Alicia Silverstone: Thought Branagh had "lost his mind"
Branagh - who directs and stars in the musical - told reporters in the German capital: "I just loved the songs of this period. They seem to go perfectly with the subject matter of this play."

Shakespeare's courtly rakes become fashionable lounge lizards in Branagh's version, and their pledge to avoid the pleasures of the flesh disappears when they discover aristocratic beauties dressed in Cyd Charisse gowns.

It features Busby Berkeley-style dance routines, including a synchronised swimming sequence. "I love the utter silliness and excessiveness of those swimming pool routines," said Branagh.

But his cast only had three weeks to rehearse - and few of them had any experience in musicals.

'Not Fred Astaire'

Branagh admitted the performances might not be as polished as he would have hoped for. "None of us are Fred Astaire or Ginger Rogers," he said.

They are, however, supported by New York stage performer Nathan Lane as the clown, Costard.

A veteran of Broadway shows such as Guys And Dolls and A Funny Thing Happened On The Way To The Forum, he joked: "I tried not to let them drag me down. No, actually, I thought everyone did a terrific job. I didn't feel embarrassed at all."

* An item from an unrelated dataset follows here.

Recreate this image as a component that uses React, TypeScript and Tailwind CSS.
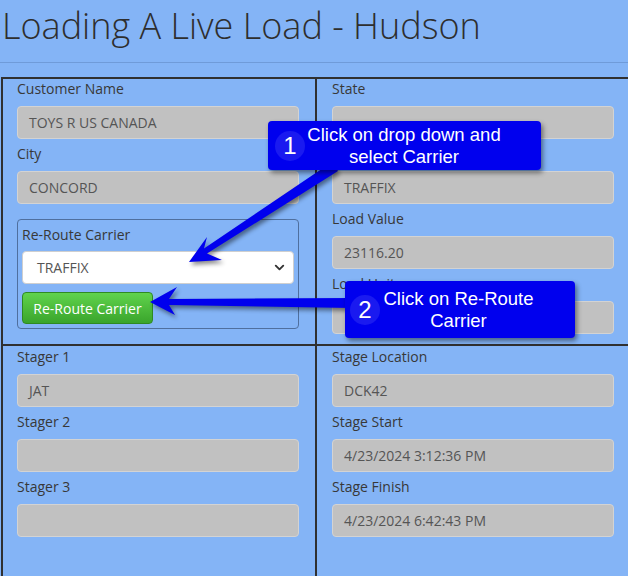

British comedy star Timothy Spall also features
Alicia Silverstone said she was shocked when Branagh asked her to play a French princess. "I thought he had lost his mind."

But she was full of praise for the British actor and director.

"With him you know exactly what you're doing. I want to work with him again and again and again."

Branagh, who has already made versions of Hamlet, Much Ado About Nothing and Henry V, rejected suggestions he was cheapening Shakespeare by turning it into a musical - adding he thought he was taking a "bold step".

He said he hoped the film would encourage people to see Shakespeare on stage.

"Hopefully it can work both ways, and Shakespeare can travel a bit further in film," he added.

The film is released in the UK on 24 March.